Under this principle there arises a class of servants,
the more numerous the better, whose sole office is
fatuously to wait upon the person of their owner,
and so to put in evidence his ability unproductively
to consume a large amount of service. There supervenes
a division of labour among the servants or dependents
whose life is spent in maintaining the honour of the
gentleman of leisure. So that, while one group
produces goods for him, another group, usually headed
by the wife, or chief, consumes for him in conspicuous
leisure; thereby putting in evidence his ability to
sustain large pecuniary damage without impairing his
superior opulence.
This somewhat idealized and diagrammatic
outline of the development and nature of domestic
service comes nearest being true for that cultural
stage which was here been named the “quasi-peaceable”
stage of industry. At this stage personal service
first rises to the position of an economic institution,
and it is at this stage that it occupies the largest
place in the community’s scheme of life.
In the cultural sequence, the quasi-peaceable stage
follows the predatory stage proper, the two being
successive phases of barbarian life. Its characteristic
feature is a formal observance of peace and order,
at the same time that life at this stage still has
too much of coercion and class antagonism to be called
peaceable in the full sense of the word. For many
purposes, and from another point of view than the
economic one, it might as well be named the stage
of status. The method of human relation during
this stage, and the spiritual attitude of men at this
level of culture, is well summed up under the term.
But as a descriptive term to characterise the prevailing
methods of industry, as well as to indicate the trend
of industrial development at this point in economic
evolution, the term “quasi-peaceable”
seems preferable. So far as concerns the communities
of the Western culture, this phase of economic development
probably lies in the past; except for a numerically
small though very conspicuous fraction of the community
in whom the habits of thought peculiar to the barbarian
culture have suffered but a relatively slight disintegration.
Personal service is still an element
of great economic importance, especially as regards
the distribution and consumption of goods; but its
relative importance even in this direction is no doubt
less than it once was. The best development of
this vicarious leisure lies in the past rather than
in the present; and its best expression in the present
is to be found in the scheme of life of the upper
leisure class. To this class the modern culture
owes much in the way of the conservation of traditions,
usages, and habits of thought which belong on a more
archaic cultural plane, so far as regards their widest
acceptance and their most effective development.
In the modern industrial communities
the mechanical contrivances available for the comfort
and convenience of everyday life are highly developed.
So much so that body servants, or, indeed, domestic
servants of any kind, would now scarcely be employed
by anybody except on the ground of a canon of reputability
carried over by tradition from earlier usage.

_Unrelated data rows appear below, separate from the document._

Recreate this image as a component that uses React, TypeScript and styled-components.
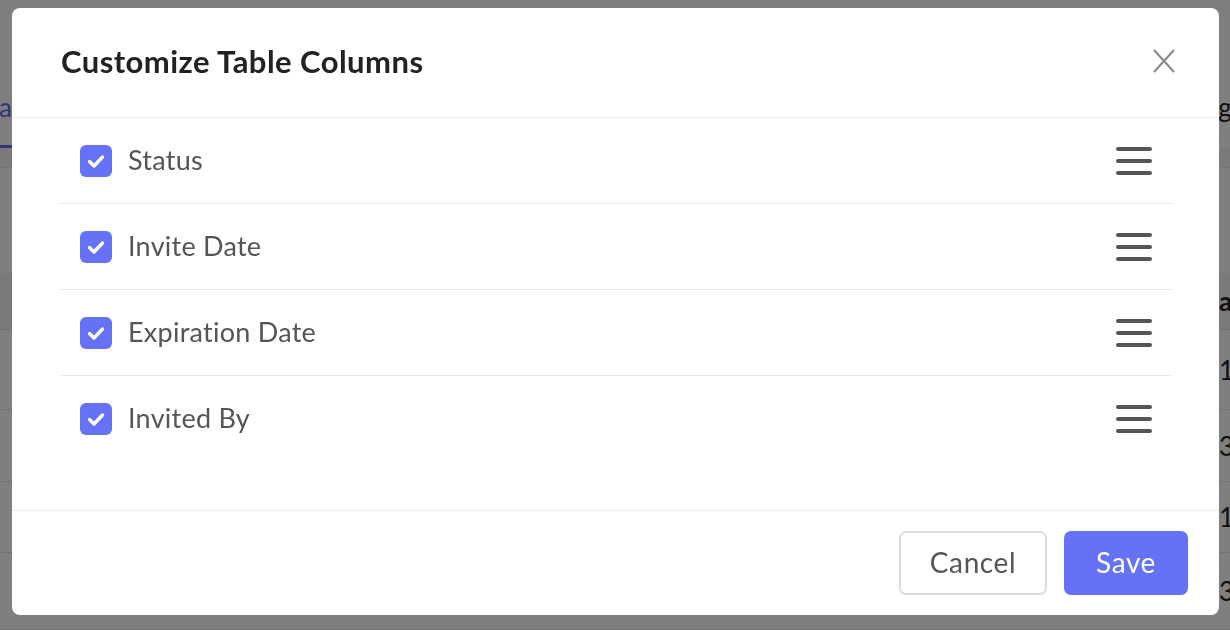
import React, { useState } from 'react'
import styled, { createGlobalStyle } from 'styled-components'

const GlobalStyle = createGlobalStyle`
  html, body {
    margin: 0;
    padding: 0;
  }
  body {
    font-family: Lato, "Liberation Sans", sans-serif;
    background: #ffffff;
  }
  * {
    box-sizing: border-box;
  }
`

/* ---------- page behind the dialog ---------- */

const Page = styled.div`
  width: 100vw;
  height: 100vh;
  overflow: hidden;
  background: #ffffff;
  color: #222;
`

const TabBar = styled.div`
  height: 148px;
  display: flex;
  justify-content: space-between;
  align-items: flex-end;
`

const TabSlot = styled.div<{ $side: 'left' | 'right' }>`
  width: 12px;
  display: flex;
  justify-content: flex-end;
  margin-right: ${({ $side }) => ($side === 'right' ? '-13px' : '0')};
`

const Tab = styled.div<{ $active?: boolean }>`
  white-space: nowrap;
  font-size: 26px;
  padding-bottom: 22px;
  color: ${({ $active }) => ($active ? '#5d6af4' : '#222')};
  border-bottom: 3px solid ${({ $active }) => ($active ? '#5d6af4' : 'transparent')};
`

const SubBar = styled.div`
  height: 20px;
  background: #f4f4f4;
  border-bottom: 1px solid #e9e9e9;
`

const Toolbar = styled.div`
  height: 105px;
`

const TableRow = styled.div<{ $head?: boolean; $h: number }>`
  height: ${({ $h }) => $h}px;
  display: grid;
  grid-template-columns: 1219px 200px;
  align-items: center;
  background: ${({ $head }) => ($head ? '#f4f4f4' : '#ffffff')};
  border-bottom: 1px solid #e6e6e6;
  font-size: 26px;
  font-weight: ${({ $head }) => ($head ? 700 : 400)};
  white-space: nowrap;
`

/* ---------- dialog ---------- */

const Overlay = styled.div`
  position: fixed;
  inset: 0;
  background: rgba(0, 0, 0, 0.5);
  display: flex;
  align-items: flex-start;
  padding: 8px 11px 15px 12px;
`

const Dialog = styled.div`
  width: 1207px;
  height: 607px;
  background: #ffffff;
  border-radius: 8px;
  display: flex;
  flex-direction: column;
  overflow: hidden;
`

const Header = styled.div`
  height: 110px;
  flex-shrink: 0;
  display: flex;
  align-items: center;
  justify-content: space-between;
  padding: 0 44px 4px 49px;
  border-bottom: 1px solid #ececec;
`

const Title = styled.h2`
  margin: 0;
  font-size: 31px;
  font-weight: 700;
  color: #222222;
  letter-spacing: 0.45px;
`

const CloseButton = styled.button`
  width: 22px;
  height: 24px;
  padding: 0;
  border: 0;
  background: none;
  cursor: pointer;
  display: flex;
`

const Body = styled.div`
  flex: 1;
  padding: 0 47px 0 48px;
`

const Row = styled.div`
  height: 86px;
  display: flex;
  align-items: center;
  padding: 0 20px;
  border-bottom: 1px solid #e8e8e8;

  &:last-child {
    border-bottom: 0;
  }
`

const Check = styled.button<{ $on: boolean }>`
  width: 32px;
  height: 32px;
  flex-shrink: 0;
  padding: 0;
  border: 0;
  border-radius: 6px;
  background: ${({ $on }) => ($on ? '#6672f6' : '#ffffff')};
  box-shadow: ${({ $on }) => ($on ? 'none' : 'inset 0 0 0 2px #cfcfcf')};
  display: flex;
  align-items: center;
  justify-content: center;
  cursor: pointer;
`

const Label = styled.span`
  flex: 1;
  margin: 0 0 3px 16px;
  font-size: 27px;
  letter-spacing: 0.25px;
  color: #555555;
`

const Handle = styled.div`
  width: 36px;
  height: 28px;
  display: flex;
  flex-direction: column;
  justify-content: space-between;
  cursor: grab;
`

const HandleLine = styled.span`
  height: 4px;
  border-radius: 2px;
  background: #555555;
`

const Footer = styled.div`
  height: 105px;
  flex-shrink: 0;
  display: flex;
  align-items: flex-start;
  justify-content: flex-end;
  gap: 17px;
  padding: 20px 31px 0 0;
  border-top: 1px solid #ececec;
`

const Button = styled.button<{ $primary?: boolean }>`
  height: 64px;
  width: ${({ $primary }) => ($primary ? '124px' : '148px')};
  padding: 0 0 3px;
  border-radius: 7px;
  font-family: inherit;
  font-size: 28px;
  letter-spacing: 0.6px;
  cursor: pointer;
  color: ${({ $primary }) => ($primary ? '#ffffff' : '#555555')};
  background: ${({ $primary }) => ($primary ? '#6672f6' : '#ffffff')};
  border: 2px solid ${({ $primary }) => ($primary ? '#6672f6' : '#dddddd')};
`

const CheckMark = () => (
  <svg width="20" height="20" viewBox="0 0 20 20" fill="none">
    <path d="M3.5 10.5 L8 15 L16.5 6" stroke="#ffffff" strokeWidth="3.4" strokeLinecap="round" strokeLinejoin="round" />
  </svg>
)

const CloseIcon = () => (
  <svg width="22" height="24" viewBox="0 0 22 24" fill="none">
    <path d="M1 1 L21 23 M21 1 L1 23" stroke="#888888" strokeWidth="2" />
  </svg>
)

const initialColumns = [
  { id: 'status', label: 'Status', on: true },
  { id: 'invite', label: 'Invite Date', on: true },
  { id: 'expire', label: 'Expiration Date', on: true },
  { id: 'invitedBy', label: 'Invited By', on: true },
]

const rows = [
  { h: 80, value: '1 day' },
  { h: 72, value: '3 days' },
  { h: 71, value: '1 day' },
  { h: 77, value: '3 days' },
]

const App = () => {
  const [columns, setColumns] = useState(initialColumns)

  const toggle = (id: string) => {
    setColumns((cols) => cols.map((c) => (c.id === id ? { ...c, on: !c.on } : c)))
  }

  return (
    <>
      <GlobalStyle />
      <Page>
        <TabBar>
          <TabSlot $side="left">
            <Tab $active>Data</Tab>
          </TabSlot>
          <TabSlot $side="right">
            <Tab>Settings</Tab>
          </TabSlot>
        </TabBar>
        <SubBar />
        <Toolbar />
        <TableRow $head $h={57}>
          <span />
          <span>amount</span>
        </TableRow>
        {rows.map((r, i) => (
          <TableRow key={i} $h={r.h}>
            <span />
            <span>{r.value}</span>
          </TableRow>
        ))}
      </Page>

      <Overlay>
        <Dialog>
          <Header>
            <Title>Customize Table Columns</Title>
            <CloseButton aria-label="Close">
              <CloseIcon />
            </CloseButton>
          </Header>
          <Body>
            {columns.map((c) => (
              <Row key={c.id}>
                <Check $on={c.on} onClick={() => toggle(c.id)} aria-label={c.label}>
                  {c.on && <CheckMark />}
                </Check>
                <Label>{c.label}</Label>
                <Handle>
                  <HandleLine />
                  <HandleLine />
                  <HandleLine />
                </Handle>
              </Row>
            ))}
          </Body>
          <Footer>
            <Button>Cancel</Button>
            <Button $primary>Save</Button>
          </Footer>
        </Dialog>
      </Overlay>
    </>
  )
}

export default App
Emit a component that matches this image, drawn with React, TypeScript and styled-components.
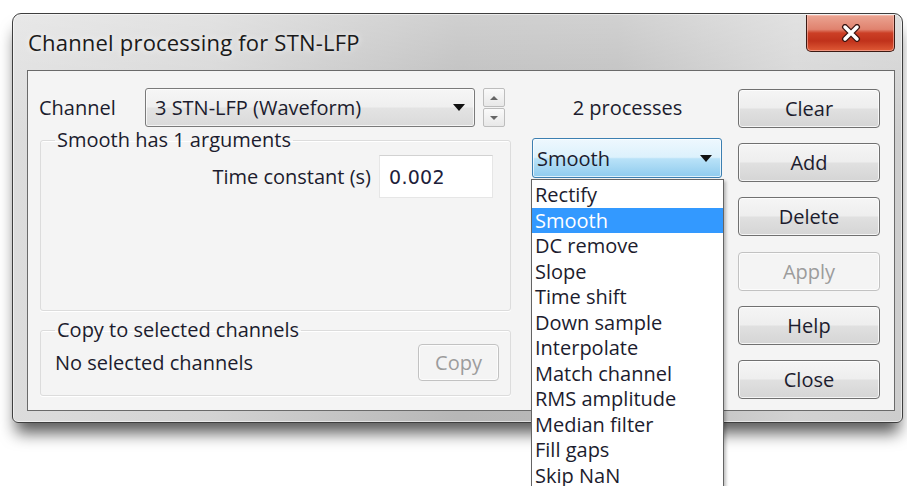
import React from "react";
import styled, { createGlobalStyle } from "styled-components";

const Global = createGlobalStyle`
  html, body {
    margin: 0;
    padding: 0;
    background: #ffffff;
  }
  body {
    font-family: "Open Sans", "Noto Sans", "DejaVu Sans", sans-serif;
    overflow: hidden;
  }
  * {
    box-sizing: border-box;
  }
`;

const Page = styled.div`
  width: 907px;
  height: 486px;
  padding: 13px 0 0 12px;
  overflow: hidden;
`;

const Window = styled.div`
  width: 891px;
  height: 410px;
  display: flex;
  flex-direction: column;
  padding: 0 7px 11px 14px;
  border: 1px solid #3e3e3e;
  border-radius: 9px 9px 6px 6px;
  background:
    linear-gradient(180deg, rgba(255, 255, 255, 0.35) 0%, rgba(255, 255, 255, 0) 30%),
    linear-gradient(90deg, #dcdcdc 0%, #d3d3d3 22%, #b7b7b7 50%, #b9b9b9 68%, #d2d2d2 88%, #cdcdcd 100%);
  box-shadow:
    inset 0 0 0 1px rgba(255, 255, 255, 0.55),
    0 14px 16px -4px rgba(0, 0, 0, 0.65);
`;

const TitleBar = styled.div`
  height: 56px;
  flex: none;
  display: flex;
  justify-content: space-between;
  align-items: flex-start;
`;

const Title = styled.div`
  align-self: center;
  margin-left: 1px;
  font-size: 22px;
  color: #1a1a1a;
  text-shadow: 0 0 6px rgba(255, 255, 255, 0.9);
  letter-spacing: 0.2px;
`;

const CloseButton = styled.div`
  width: 89px;
  height: 37px;
  margin-top: 1px;
  display: flex;
  align-items: center;
  justify-content: center;
  border: 1px solid #3c1a14;
  border-top: none;
  border-radius: 0 0 5px 5px;
  background: linear-gradient(
    180deg,
    #eba593 0%,
    #e0826e 40%,
    #cc3f26 50%,
    #c0321b 72%,
    #df5a36 100%
  );
  box-shadow: inset 0 0 0 1px rgba(255, 200, 190, 0.55);
`;

const Client = styled.div`
  flex: 1;
  border: 1px solid #6a6a6a;
  background: #f4f4f4;
  display: grid;
  grid-template-columns: 478px 191px 142px;
  column-gap: 15px;
  padding: 17px 14px 0 11px;
  align-items: start;
  color: #1c1c2e;
  font-size: 20px;
`;

const LeftColumn = styled.div`
  display: flex;
  flex-direction: column;
`;

const ChannelRow = styled.div`
  height: 39px;
  display: flex;
  align-items: center;
`;

const FieldLabel = styled.span<{ $width?: number }>`
  width: ${(p) => (p.$width ? `${p.$width}px` : "auto")};
  flex: none;
  white-space: nowrap;
`;

const Combo = styled.div<{ $width: number; $focused?: boolean }>`
  width: ${(p) => p.$width}px;
  height: ${(p) => (p.$focused ? 40 : 39)}px;
  display: flex;
  align-items: center;
  justify-content: space-between;
  padding: 0 9px 0 ${(p) => (p.$focused ? 4 : 9)}px;
  border: 1px solid ${(p) => (p.$focused ? "#3c7fb1" : "#7a7a7a")};
  border-radius: 3px;
  background: ${(p) =>
    p.$focused
      ? "linear-gradient(180deg, #eef8fe 0%, #dcf1fc 48%, #b9e2f8 52%, #8fcbee 100%)"
      : "linear-gradient(180deg, #f6f6f6 0%, #efefef 48%, #e3e3e3 52%, #dadada 100%)"};
  box-shadow: inset 0 0 0 1px rgba(255, 255, 255, 0.7);
  white-space: nowrap;
`;

const Arrow = styled.span`
  width: 0;
  height: 0;
  border-left: 6px solid transparent;
  border-right: 6px solid transparent;
  border-top: 7px solid #111;
  flex: none;
`;

const Spinner = styled.div`
  width: 22px;
  height: 39px;
  margin-left: 8px;
  display: flex;
  flex-direction: column;
  gap: 1px;
`;

const SpinHalf = styled.div<{ $up?: boolean }>`
  flex: 1;
  border: 1px solid #bdbdbd;
  border-radius: 2px;
  background: linear-gradient(180deg, #fafafa, #e8e8e8);
  display: flex;
  align-items: center;
  justify-content: center;
  &::after {
    content: "";
    width: 0;
    height: 0;
    border-left: 4px solid transparent;
    border-right: 4px solid transparent;
    ${(p) => (p.$up ? "border-bottom: 4px solid #666;" : "border-top: 4px solid #666;")}
  }
`;

const Group = styled.fieldset<{ $height: number; $gap: number }>`
  margin: ${(p) => p.$gap}px 0 0 1px;
  width: 471px;
  height: ${(p) => p.$height}px;
  padding: 0;
  border: 1px solid #dcdcdc;
  border-radius: 3px;
  box-shadow: 0 1px 0 #ffffff, inset 0 1px 0 #ffffff;
  min-width: 0;
`;

const Legend = styled.legend`
  margin-left: 14px;
  padding: 0 2px;
  line-height: 24px;
  white-space: nowrap;
`;

const ArgRow = styled.div`
  display: flex;
  justify-content: flex-end;
  align-items: center;
  gap: 8px;
  padding: 3px 17px 0 0;
`;

const EditBox = styled.div`
  width: 114px;
  height: 43px;
  display: flex;
  align-items: center;
  padding-left: 9px;
  background: #ffffff;
  border: 1px solid #e6e6e6;
  border-top-color: #d2d2d2;
  font-family: "DejaVu Sans", "Open Sans", sans-serif;
  font-size: 19px;
  letter-spacing: 0.3px;
  color: #20203a;
`;

const CopyRow = styled.div`
  height: 41px;
  display: flex;
  align-items: center;
  justify-content: space-between;
  padding: 0 11px 0 14px;
`;

const PushButton = styled.div<{ $disabled?: boolean; $width?: number }>`
  width: ${(p) => (p.$width ? `${p.$width}px` : "100%")};
  height: ${(p) => (p.$width ? 37 : 39)}px;
  display: flex;
  align-items: center;
  justify-content: center;
  border: 1px solid ${(p) => (p.$disabled ? "#c2c2c2" : "#707070")};
  border-radius: 4px;
  color: ${(p) => (p.$disabled ? "#9c9c9c" : "#1c1c2e")};
  background: ${(p) =>
    p.$disabled
      ? "#f4f4f4"
      : "linear-gradient(180deg, #f5f5f5 0%, #eeeeee 48%, #e0e0e0 52%, #d5d5d5 100%)"};
  box-shadow: inset 0 0 0 1px rgba(255, 255, 255, 0.75);
`;

const MiddleColumn = styled.div`
  display: flex;
  flex-direction: column;
`;

const CountLabel = styled.div`
  height: 39px;
  display: flex;
  align-items: center;
  justify-content: center;
`;

const ComboHolder = styled.div`
  position: relative;
  margin-top: 11px;
`;

const DropList = styled.ul`
  position: absolute;
  top: calc(100% + 1px);
  left: -1px;
  width: 193px;
  margin: 0;
  padding: 2px 0 0;
  list-style: none;
  background: #ffffff;
  border: 1px solid #646464;
  box-shadow: 2px 2px 3px rgba(0, 0, 0, 0.25);
  z-index: 5;
`;

const DropItem = styled.li<{ $selected?: boolean }>`
  height: 25.5px;
  line-height: 25.5px;
  padding-left: 3px;
  white-space: nowrap;
  background: ${(p) => (p.$selected ? "#3399ff" : "transparent")};
  color: ${(p) => (p.$selected ? "#ffffff" : "#1c1c2e")};
`;

const ButtonColumn = styled.div`
  display: flex;
  flex-direction: column;
  gap: 15.2px;
  padding-top: 1px;
`;

const processes = [
  "Rectify",
  "Smooth",
  "DC remove",
  "Slope",
  "Time shift",
  "Down sample",
  "Interpolate",
  "Match channel",
  "RMS amplitude",
  "Median filter",
  "Fill gaps",
  "Skip NaN",
];

const actions: { label: string; disabled?: boolean }[] = [
  { label: "Clear" },
  { label: "Add" },
  { label: "Delete" },
  { label: "Apply", disabled: true },
  { label: "Help" },
  { label: "Close" },
];

function CloseGlyph() {
  return (
    <svg width="20" height="18" viewBox="0 0 20 18">
      <path
        d="M4 3 L16 15 M16 3 L4 15"
        stroke="#3a1410"
        strokeWidth="6"
        strokeLinecap="round"
        fill="none"
      />
      <path
        d="M4 3 L16 15 M16 3 L4 15"
        stroke="#ffffff"
        strokeWidth="3.5"
        strokeLinecap="round"
        fill="none"
      />
    </svg>
  );
}

export default function App() {
  return (
    <Page>
      <Global />
      <Window>
        <TitleBar>
          <Title>Channel processing for STN-LFP</Title>
          <CloseButton>
            <CloseGlyph />
          </CloseButton>
        </TitleBar>
        <Client>
          <LeftColumn>
            <ChannelRow>
              <FieldLabel $width={106}>Channel</FieldLabel>
              <Combo $width={330}>
                <span>3 STN-LFP (Waveform)</span>
                <Arrow />
              </Combo>
              <Spinner>
                <SpinHalf $up />
                <SpinHalf />
              </Spinner>
            </ChannelRow>
            <Group $height={183} $gap={1}>
              <Legend>Smooth has 1 arguments</Legend>
              <ArgRow>
                <FieldLabel>Time constant (s)</FieldLabel>
                <EditBox>0.002</EditBox>
              </ArgRow>
            </Group>
            <Group $height={78} $gap={7}>
              <Legend>Copy to selected channels</Legend>
              <CopyRow>
                <FieldLabel>No selected channels</FieldLabel>
                <PushButton $disabled $width={81}>
                  Copy
                </PushButton>
              </CopyRow>
            </Group>
          </LeftColumn>
          <MiddleColumn>
            <CountLabel>2 processes</CountLabel>
            <ComboHolder>
              <Combo $width={190} $focused>
                <span>Smooth</span>
                <Arrow />
              </Combo>
              <DropList>
                {processes.map((name) => (
                  <DropItem key={name} $selected={name === "Smooth"}>
                    {name}
                  </DropItem>
                ))}
              </DropList>
            </ComboHolder>
          </MiddleColumn>
          <ButtonColumn>
            {actions.map((a) => (
              <PushButton key={a.label} $disabled={a.disabled}>
                {a.label}
              </PushButton>
            ))}
          </ButtonColumn>
        </Client>
      </Window>
    </Page>
  );
}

The only exception would be servants employed to attend
on the persons of the infirm and the feeble-minded.
But such servants properly come under the head of
trained nurses rather than under that of domestic
servants, and they are, therefore, an apparent rather
than a real exception to the rule.
The proximate reason for keeping domestic
servants, for instance, in the moderately well-to-do
household of to-day, is (ostensibly) that the members
of the household are unable without discomfort to compass
the work required by such a modern establishment.
And the reason for their being unable to accomplish
it is (1) that they have too many “social duties”,
and (2) that the work to be done is too severe and
that there is too much of it. These two reasons
may be restated as follows: (1) Under the mandatory
code of decency, the time and effort of the members
of such a household are required to be ostensibly all
spent in a performance of conspicuous leisure, in
the way of calls, drives, clubs, sewing-circles, sports,
charity organisations, and other like social functions.
Those persons whose time and energy are employed in
these matters privately avow that all these observances,
as well as the incidental attention to dress and other
conspicuous consumption, are very irksome but altogether
unavoidable. (2) Under the requirement of conspicuous
consumption of goods, the apparatus of living has grown
so elaborate and cumbrous, in the way of dwellings,
furniture, bric-a-brac, wardrobe and meals, that
the consumers of these things cannot make way with
them in the required manner without help. Personal
contact with the hired persons whose aid is called
in to fulfil the routine of decency is commonly distasteful
to the occupants of the house, but their presence
is endured and paid for, in order to delegate to them
a share in this onerous consumption of household goods.
The presence of domestic servants, and of the special
class of body servants in an eminent degree, is a
concession of physical comfort to the moral need of
pecuniary decency.
The largest manifestation of vicarious
leisure in modern life is made up of what are called
domestic duties. These duties are fast becoming
a species of services performed, not so much for the
individual behoof of the head of the household as
for the reputability of the household taken as a corporate
unit a group of which the housewife is a
member on a footing of ostensible equality. As
fast as the household for which they are performed
departs from its archaic basis of ownership-marriage,
these household duties of course tend to fall out of
the category of vicarious leisure in the original
sense; except so far as they are performed by hired
servants. That is to say, since vicarious leisure
is possible only on a basis of status or of hired service,
the disappearance of the relation of status from human
intercourse at any point carries with it the disappearance
of vicarious leisure so far as regards that much of
life. But it is to be added, in qualification
of this qualification, that so long as the household
subsists, even with a divided head, this class of
non-productive labour performed for the sake of the
household reputability must still be classed as vicarious
leisure, although in a slightly altered sense.
It is now leisure performed for the quasi-personal
corporate household, instead of, as formerly, for
the proprietary head of the household.